Today, there is no excuse. The preservation of knowledge begins and ends with a single click of a button. We must not put off this task any longer because tomorrow we might not have the chance.

It is my goal in founding this library to disperse what I believe is worthy of remembrance and consideration. This will include my own writings. While I dare not yet say that my writing is worthy of remembrance, I believe it is worthy of consideration. It has grown increasingly difficult to make money off of the sale of one’s creation, and many creators have turned to accepting donations as a result. I believe this to be the future of content creation and am diving in head first at a pitch no other has done before. Should there be no water in the bottom of this pool, I may have to change my approach, perhaps following a more traditional path. Perhaps, I was too early. Nevertheless, I ask that you follow my work, should you, today, deem it worthy—no matter its packaging.

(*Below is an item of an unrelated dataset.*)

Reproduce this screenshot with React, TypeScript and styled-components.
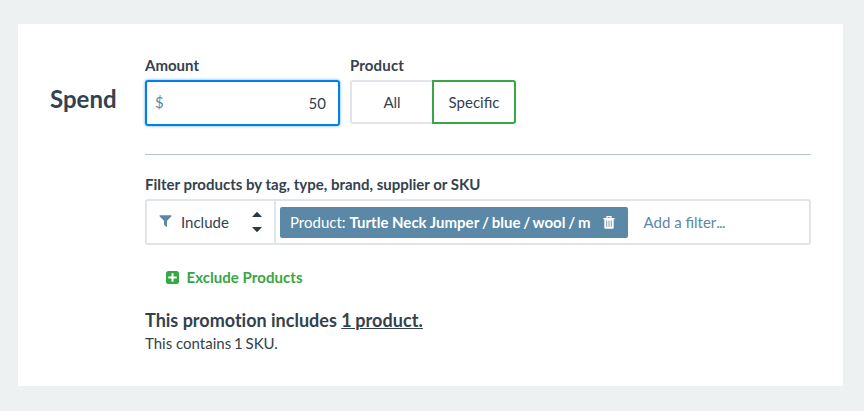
import React from "react";
import styled, { createGlobalStyle } from "styled-components";

const GlobalStyle = createGlobalStyle`
  * { box-sizing: border-box; }
  body { margin: 0; background: #edf1f2; font-family: Lato, "Liberation Sans", sans-serif; color: #33424d; font-size: 15px; line-height: 20px; text-rendering: optimizeLegibility; -webkit-font-smoothing: antialiased; }
  button, input { font: inherit; color: inherit; margin: 0; }
`;
const Page = styled.div`
  padding: 24px 21px 25px 18px;
  height: 411px;
`;
const Card = styled.section`
  display: flex;
  height: 362px;
  background: #fff;
  padding: 31px 32px 0;
`;
const Title = styled.h2`
  margin: 28px 0 0;
  width: 95px;
  font-size: 24px;
  line-height: 32px;
  font-weight: 700;
`;
const Body = styled.div`
  flex: 1;
  min-width: 0;
`;
const Row = styled.div`
  display: flex;
  gap: 10px;
  height: 100px;
  border-bottom: 1px solid #b7c3ca;
`;
const Label = styled.div`
  font-weight: 700;
  height: 25px;
  line-height: 20px;
`;
const ProductLabel = styled(Label)`letter-spacing: 0.15px;`;
const AmountBox = styled.div`
  display: flex;
  align-items: center;
  width: 195px;
  height: 46px;
  border: 2px solid #0080e8;
  border-radius: 3px;
  padding: 0 12px 0 8px;
  box-shadow: 0 0 3px #0080e8aa;
`;
const Currency = styled.span`
  color: #5b88a6;
  padding-bottom: 2px;
`;
const AmountInput = styled.input`
  flex: 1;
  min-width: 0;
  border: 0;
  outline: 0;
  padding: 0;
  text-align: right;
  background: none;
`;
const Segments = styled.div`display: flex;`;
const Segment = styled.button<{ $active?: boolean }>`
  width: ${p => (p.$active ? 84 : 82)}px;
  height: 44px;
  padding: 0;
  background: #fff;
  border: 2px solid ${p => (p.$active ? "#37a644" : "#dfe5e9")};
  border-right-width: ${p => (p.$active ? 2 : 0)}px;
  border-radius: ${p => (p.$active ? "0 3px 3px 0" : "3px 0 0 3px")};
`;
const FilterLabel = styled(Label)`margin-top: 19px;`;
const FilterBar = styled.div`
  display: flex;
  align-items: center;
  height: 46px;
  border: 2px solid #dfe5e9;
  border-radius: 3px;
`;
const Mode = styled.div`
  display: flex;
  align-items: center;
  width: 129px;
  height: 42px;
  border-right: 2px solid #dfe5e9;
  padding: 0 12px 0 12px;
`;
const ModeName = styled.span`
  flex: 1;
  margin-left: 9px;
`;
const Tag = styled.div`
  display: flex;
  align-items: center;
  height: 31px;
  width: 348px;
  margin-left: 4px;
  padding: 0 13px 0 10px;
  background: #5b88a6;
  color: #fff;
  border-radius: 2px;
  white-space: pre;
`;
const Options = styled.span`word-spacing: -0.9px;`;
const TrashIcon = styled.svg`margin-left: auto;`;
const FunnelIcon = styled.svg`margin-bottom: 2px;`;
const AddFilter = styled.span`
  margin-left: 15.5px;
  color: #5b88a6;
`;
const Ellipsis = styled.span`letter-spacing: -0.7px;`;
const Exclude = styled.div`
  display: flex;
  align-items: center;
  gap: 7.5px;
  margin: 22px 0 0 21px;
  height: 20px;
  color: #37a644;
  font-weight: 700;
  letter-spacing: 0.05px;
`;
const PlusIcon = styled.svg`
  position: relative;
  top: 0.5px;
`;
const Summary = styled.div`
  margin-top: 21px;
  font-size: 18px;
  line-height: 24px;
  font-weight: 700;
  font-variant-ligatures: no-common-ligatures;
`;
const Underlined = styled.span`
  text-decoration: underline;
  word-spacing: -0.8px;
  letter-spacing: 0.06px;
`;
const Note = styled.div`
  line-height: 20px;
  margin-top: 1px;
`;
const Count = styled.span`word-spacing: -1px;`;

export default function App() {
  return (
    <>
      <GlobalStyle />
      <Page>
        <Card>
          <Title>Spend</Title>
          <Body>
            <Row>
              <div>
                <Label>Amount</Label>
                <AmountBox>
                  <Currency>$</Currency>
                  <AmountInput defaultValue="50" aria-label="Amount" />
                </AmountBox>
              </div>
              <div>
                <ProductLabel>Product</ProductLabel>
                <Segments>
                  <Segment>All</Segment>
                  <Segment $active>Specific</Segment>
                </Segments>
              </div>
            </Row>
            <FilterLabel>Filter products by tag, type, brand, supplier or SKU</FilterLabel>
            <FilterBar>
              <Mode>
                <FunnelIcon width="13" height="14" viewBox="0 0 13 14">
                  <path d="M.8 1.300h11.400q.6.500.1 1.100L8 6.800V12.600q-.2.600-.8.200L5 10.800V6.800L.7 2.400Q.2 1.800.8 1.300z" fill="#5b88a6" />
                </FunnelIcon>
                <ModeName>Include</ModeName>
                <svg width="10" height="22" viewBox="0 0 10 22">
                  <path d="M0 6l4.500-4.700q.5-.4 1 0L10 6zM0 16h10l-4.500 4.700q-.5.400-1 0z" fill="#2b3943" />
                </svg>
              </Mode>
              <Tag>
                Product: <b>Turtle Neck Jumper<Options> / blue / wool / m</Options></b>
                <TrashIcon width="12" height="13" viewBox="0 0 12 13" fill="none">
                  <path d="M4 2V.7h4V2M.3 2.600h11.400" stroke="#fff" strokeWidth="1.300" />
                  <path d="M1.300 3h9.400v8.700q0 1-1 1H2.300q-1 0-1-1z" fill="#fff" />
                  <path d="M3.700 4.500v6.300M6 4.500v6.300M8.300 4.500v6.300" stroke="#5b88a6" strokeWidth=".8" />
                </TrashIcon>
              </Tag>
              <AddFilter>Add a filter<Ellipsis>...</Ellipsis></AddFilter>
            </FilterBar>
            <Exclude>
              <PlusIcon width="13" height="13" viewBox="0 0 13 13">
                <rect width="13" height="13" rx="2.500" fill="#37a644" />
                <path d="M6.500 2.300v8.400M2.300 6.500h8.400" stroke="#fff" strokeWidth="2" />
              </PlusIcon>
              Exclude Products
            </Exclude>
            <Summary>This promotion includes <Underlined>1 product.</Underlined></Summary>
            <Note>This contains<Count> 1 SKU.</Count></Note>
          </Body>
        </Card>
      </Page>
    </>
  );
}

In accordance with what I have previously stated, I will be maintaining an offline component to the works that this website mentions. Some of these works are protected under copyright. I am not telling you to pirate these works, nor am I suggesting that I pirated them; maybe, wait until 2070, when the copyright expires, to download Food of the Gods by Terence McKenna, or you could buy the books I mention from Amazon—I’m not telling you what to do.

Let this place be a library for you to explore and enjoy, and let it be a starting point for your own collection of works you find worthy of preservation.

Sincerely,
Matthew Zerwic

* Please note, I have been paralyzed in the creation of this website for over a year by my pursuit of perfection. The layout of this website is far from perfect due to my lack of web design skills. Future improvements may be made.